Deutscher Gewerkschaftsbund

22.09.2023

Das Gesundheitsdatennutzungsgesetz (GDNG): Zwischen Gemeinwohlorientierung und kommerziellen Interessen

Am 30. August 2023 wurde der Entwurf eines "Gesundheitsdatennutzungsgesetz" (GDNG) vom Kabinett angenommen. Neben dem Digitalgesetz ist das GDNG ein entscheidender Bestandteil zur Umsetzung der Strategie der Bundesregierung zur Digitalisierung des Gesundheitswesens und der Pflege und zielt darauf ab, die Nutzung von Gesundheitsdaten für sekundäre Zwecke, insbesondere für die medizinischen Forschung, zu verbessern.

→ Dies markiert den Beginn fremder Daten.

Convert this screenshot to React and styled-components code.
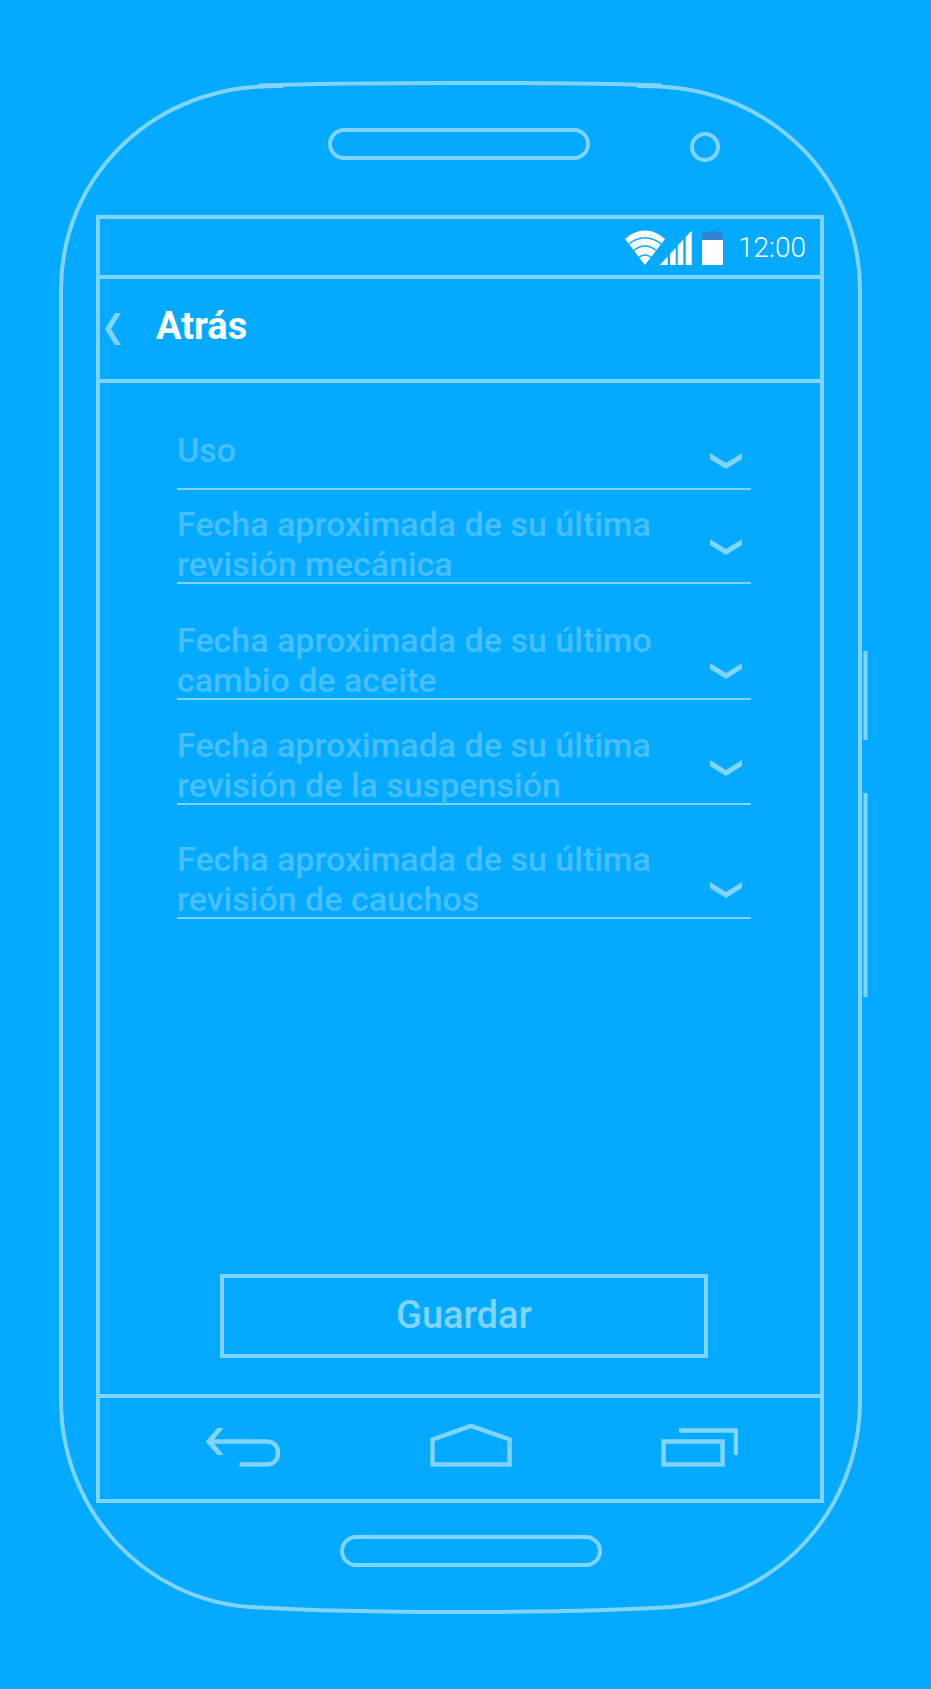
import React from "react";
import styled, { createGlobalStyle, ThemeProvider } from "styled-components";

const theme = {
  bg: "#03aaff",
  line: "#81d4fd",
  muted: "#48bffe",
  text: "#ffffff",
  battery: "#3183cf",
};

const GlobalStyle = createGlobalStyle`
  *, *::before, *::after { box-sizing: border-box; }
  body {
    margin: 0;
    background: ${theme.bg};
    font-family: Roboto, "Liberation Sans", sans-serif;
  }
  button { font-family: inherit; }
`;

const Page = styled.main`
  padding: 81px 69px 75px 59px;
`;

const Phone = styled.div`
  position: relative;
  display: flex;
  flex-direction: column;
  padding: 47px 38px 47px 37px;
`;

const Outline = styled.svg`
  position: absolute;
  inset: 0;
  width: 100%;
  height: 100%;
  overflow: visible;
  pointer-events: none;
  fill: none;
  stroke: ${(p) => p.theme.line};
  stroke-width: 4;

  path { vector-effect: non-scaling-stroke; }
`;

const PhoneTop = styled.div`
  display: grid;
  grid-template-columns: 1fr auto 1fr;
  column-gap: 100px;
  height: 34px;
  margin-bottom: 53px;
  padding-right: 2px;
`;

const Pill = styled.div`
  grid-column: 2;
  width: 262px;
  height: 32px;
  border: 4px solid ${(p) => p.theme.line};
  border-radius: 16px;
`;

const Camera = styled.div`
  align-self: end;
  width: 30px;
  height: 30px;
  border: 4px solid ${(p) => p.theme.line};
  border-radius: 50%;
`;

const PhoneBottom = styled.div`
  display: flex;
  justify-content: center;
  padding: 32px 0 0 22px;
`;

const Screen = styled.div`
  border: 4px solid ${(p) => p.theme.line};
`;

const StatusBar = styled.div`
  display: flex;
  align-items: center;
  justify-content: flex-end;
  height: 60px;
  padding-right: 14px;
  border-bottom: 4px solid ${(p) => p.theme.line};
`;

const SignalIcons = styled.svg`
  width: 67px;
  height: 35px;
  margin-right: 10px;
  fill: ${(p) => p.theme.text};
`;

const BatteryIcon = styled.svg`
  width: 21px;
  height: 35px;
  margin-right: 15px;
`;

const Clock = styled.time`
  padding-top: 1px;
  color: ${(p) => p.theme.text};
  font-size: 28px;
  font-weight: 300;
  line-height: 32px;
`;

const AppBar = styled.header`
  display: flex;
  height: 104px;
  padding: 0 5px;
  border-bottom: 4px solid ${(p) => p.theme.line};
`;

const BackButton = styled.button`
  display: flex;
  align-items: center;
  gap: 35px;
  height: 100px;
  padding: 0;
  border: 0;
  background: none;
  color: ${(p) => p.theme.text};
  font-size: 38px;
  font-weight: 700;
  line-height: 40px;
  cursor: pointer;

  svg { width: 16px; height: 32px; fill: ${(p) => p.theme.line}; }
`;

const Title = styled.span`
  padding-bottom: 6px;
`;

const Form = styled.form`
  display: flex;
  flex-direction: column;
  padding: 47px 69px 36px 77px;
`;

const Field = styled.div`
  display: grid;
  grid-template-columns: 1fr 32px;
  align-items: end;
  margin-top: ${(p) => p.$space}px;
  padding-right: 9px;
  border-bottom: 2px solid ${(p) => p.theme.line};
`;

const Label = styled.label`
  grid-area: 1 / 1;
  margin-bottom: ${(p) => (p.$single ? 18 : -2)}px;
  color: ${(p) => p.theme.muted};
  font-size: 34px;
  font-weight: 500;
  line-height: 40px;
`;

const Chevron = styled.svg`
  grid-area: 1 / 2;
  width: 32px;
  height: 16px;
  margin-bottom: ${(p) => (p.$raised ? 27 : 19)}px;
  fill: ${(p) => p.theme.line};
`;

const Select = styled.select`
  grid-area: 1 / 1 / 2 / 3;
  align-self: stretch;
  width: 100%;
  border: 0;
  background: transparent;
  appearance: none;
  cursor: pointer;
`;

const SaveButton = styled.button`
  align-self: center;
  width: 85%;
  height: 84px;
  margin-top: 355px;
  padding: 0 0 2px;
  border: 4px solid ${(p) => p.theme.line};
  background: none;
  color: ${(p) => p.theme.line};
  font-size: 38px;
  font-weight: 500;
  line-height: 40px;
  cursor: pointer;
`;

const NavBar = styled.nav`
  display: flex;
  justify-content: space-between;
  height: 105px;
  padding: 25px 82px 0 105px;
  border-top: 4px solid ${(p) => p.theme.line};
`;

const NavButton = styled.button`
  height: 44px;
  padding: 0;
  border: 0;
  background: none;
  cursor: pointer;

  svg {
    display: block;
    height: 44px;
    fill: none;
    stroke: ${(p) => p.theme.line};
    stroke-width: 4.5;
  }
`;

const fields = [
  { id: "uso", lines: ["Uso"], space: 0, single: true },
  { id: "mecanica", lines: ["Fecha aproximada de su última", "revisión mecánica"], space: 14, raised: true },
  { id: "aceite", lines: ["Fecha aproximada de su último", "cambio de aceite"], space: 36 },
  { id: "suspension", lines: ["Fecha aproximada de su última", "revisión de la suspensión"], space: 25, raised: true },
  { id: "cauchos", lines: ["Fecha aproximada de su última", "revisión de cauchos"], space: 34 },
];

function PhoneOutline() {
  return (
    <Outline viewBox="59 81 803 1533" preserveAspectRatio="none" aria-hidden="true">
      <path d="M283 86 Q275 86 262 86.5 C150 91 61 178 61 290 V1400 C61 1511 145 1600 250 1607 Q330 1612 461 1612 Q590 1612 671 1607 C776 1600 860 1511 860 1400 V290 C860 178 771 91 659 86.5 Q646 86 637 86" />
      <path d="M259 85.5 Q330 83 460 83 Q590 83 662 85.5" />
      <path d="M865.5 651 V740" />
      <path d="M865.5 793 V997" />
    </Outline>
  );
}

export default function App() {
  return (
    <ThemeProvider theme={theme}>
      <GlobalStyle />
      <Page>
        <Phone>
          <PhoneOutline />
          <PhoneTop>
            <Pill />
            <Camera />
          </PhoneTop>
          <Screen>
            <StatusBar>
              <SignalIcons viewBox="0 0 67 35" aria-hidden="true">
                <path d="M20 35 L0 9 Q9 0.5 20 0.5 Q31 0.5 40 9 Z" />
                <g fill="none" stroke={theme.bg} strokeWidth="1.3">
                  <path d="M3 14.5 Q20 1 37 14.5" />
                  <path d="M8 21 Q20 11 32 21" />
                  <path d="M13 28 Q20 22 27 28" />
                </g>
                <path d="M35 35 L42.7 26.5 V35 Z M45 35 V24 L50.7 18 V35 Z M52.7 35 V15.5 L58.3 9.5 V35 Z M60.7 35 V7 L66.7 0.7 V35 Z" />
              </SignalIcons>
              <BatteryIcon viewBox="0 0 21 35" aria-hidden="true">
                <path d="M6 1 H15 V3 H21 V10 H0 V3 H6 Z" fill={theme.battery} />
                <rect y="10" width="21" height="25" fill={theme.text} />
              </BatteryIcon>
              <Clock>12:00</Clock>
            </StatusBar>
            <AppBar>
              <BackButton type="button">
                <svg viewBox="0 0 16 32" aria-hidden="true">
                  <path d="M10 0 H16 L6 16 L16 32 H10 L0 16 Z" />
                </svg>
                <Title>Atrás</Title>
              </BackButton>
            </AppBar>
            <Form onSubmit={(e) => e.preventDefault()}>
              {fields.map((f) => (
                <Field key={f.id} $space={f.space}>
                  <Label htmlFor={f.id} $single={f.single}>
                    {f.lines.map((line, i) => (
                      <React.Fragment key={line}>
                        {i > 0 && <br />}
                        {line}
                      </React.Fragment>
                    ))}
                  </Label>
                  <Chevron viewBox="0 0 32 16" $raised={f.raised} aria-hidden="true">
                    <path d="M0 0 L16 10 L32 0 V6 L16 16 L0 6 Z" />
                  </Chevron>
                  <Select id={f.id} defaultValue="">
                    <option value="" />
                  </Select>
                </Field>
              ))}
              <SaveButton type="submit">Guardar</SaveButton>
            </Form>
            <NavBar>
              <NavButton type="button" aria-label="Volver">
                <svg width="76" viewBox="0 0 76 44" aria-hidden="true">
                  <path d="M5 18.5 H61 C69 18.5 73 23.5 73 30 C73 36.5 69 41.5 61 41.5 H34.5" />
                  <path d="M12.5 5 H18.5 L7.5 18.5 L18.5 32 H12.5 L0.5 18.5 Z" fill={theme.line} stroke="none" />
                </svg>
              </NavButton>
              <NavButton type="button" aria-label="Inicio">
                <svg width="82" viewBox="0 0 82 44" aria-hidden="true">
                  <path d="M2.5 41.5 V16.5 L41 3 L79.5 16.5 V41.5 Z" />
                </svg>
              </NavButton>
              <NavButton type="button" aria-label="Recientes">
                <svg width="77" viewBox="0 0 77 44" aria-hidden="true">
                  <path d="M2.5 18.5 H61.5 V41.5 H2.5 Z M18 7.5 H75 V32" />
                </svg>
              </NavButton>
            </NavBar>
          </Screen>
          <PhoneBottom>
            <Pill />
          </PhoneBottom>
        </Phone>
      </Page>
    </ThemeProvider>
  );
}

Mann im Anzug tippt auf visualisierte Datenströme

DGB/olegdudko/123rf.com

Das GDNG hat das ehrgeizige Ziel, die Nutzung von Patient*innendaten für Forschung und Innovation zu erleichtern, immer unter der Prämisse, das Wohl der Patient*innen und das Gemeinwohl als Hauptziel im Fokus zu behalten. Es steht außer Frage, dass hochwertige, strukturierte und verknüpfte Gesundheitsdaten von entscheidender Bedeutung sind, um wissenschaftliche Erkenntnisse zu fördern und eine qualitativ hochwertige Gesundheitsversorgung sicherzustellen. Derzeit gibt es jedoch in Deutschland zahlreiche Hürden, die die Nutzung von aggregierten Gesundheitsdaten aus verschiedenen Quellen erschweren. Mit dem GDNG sollen diese Barrieren abgebaut und der Zugang zu notwendigen Daten für Forschungszwecke erleichtert werden. Dieses Ziel ist natürlich zu befürworten, bei der im Gesetzentwurf vorgeschlagenen Umsetzungen gibt es jedoch noch erheblichen Verbesserungsbedarf.

Ein zentraler Kritikpunkt betrifft die Sicherstellung des Datenschutzes und die Wahrung der Rechte der Patient*innen. Das GDNG muss dementsprechend einen angemessenen Ausgleich zwischen dem Schutz der Grundrechte der Versicherten und dem öffentlichen Interesse an der Gesundheitssicherheit herstellen. In seiner aktuellen Form erfüllt das GDNG jedoch nur bedingt die notwendigen Schutzmechanismen. So fehlen Regelungen zur Gewährleistung von Transparenz bei der Weitergabe der Daten und Kontrollen sowie technische Sicherheitsvorkehrungen im Sinne der Patient*innen.

Ein weiterer wichtiger Bestandteil des GDNG-Entwurfs ist die Einrichtung einer Datenzugangs- und Koordinierungsstelle (DGK). Diese soll als Mittlerin zwischen Datenhaltern und Datenanwendern fungieren und die Anträge auf Datennutzung koordinieren und genehmigen bzw. ablehnen. Hierbei sollen vorhandene Datenquellen gebündelt und für Antragsteller zugänglich gemacht werden, sofern die notwendigen Kriterien erfüllt sind. Die DGK wird auch einen öffentlichen Metadaten-Katalog führen, um Informationen über die Datenherkunft transparent zu gestalten. Aus Sicht des DGB ist die Ausgestaltung der DGK und ihre Arbeitsweise bisher noch nicht ausreichend geregelt. Dies ist aber im Hinblick auf die zentrale Rolle der DKG bei der Genehmigung der Datennutzung dringend geboten, damit transparent nachvollzogen werden kann, welcher Akteur zu welchem Zweck Patientinnen*daten verarbeiten darf. Gleichzeitig müssen Verstöße flächendeckend überwacht und empfindlich bestraft werden. Auch die Nutzung pseudonymisierter Daten statt vollständig anonymer Daten wirft Datenschutzbedenken auf. Darüber hinaus werden wichtige Patient*innenrechte wie das Recht auf Auskunft, Löschung und Einschränkung aus Sicht vieler Datenschutzexpert*innen nicht ausreichend berücksichtigt.

Zusätzlich betont der DGB die Notwendigkeit eines Ausgleichsmechanismus, wenn private Unternehmen von der Nutzung der Versichertendaten wirtschaftlich profitieren. Dieser Mechanismus soll sicherstellen, dass die Versicherten angemessen entschädigt werden, wenn ihre Daten kommerziell genutzt werden. Dies ist entscheidend, um sicherzustellen, dass die Vorteile der Datennutzung gerecht verteilt werden und nicht primär kommerzielle Interessen dienen. Zweifelsohne stellt das GDNG einen wichtigen Schritt hin zu einer besseren Gesundheitsforschung dar. Es bleibt jedoch entscheidend, Datenschutzbedenken zu adressieren und sicherzustellen, dass die Interessen der Versicherten geschützt werden.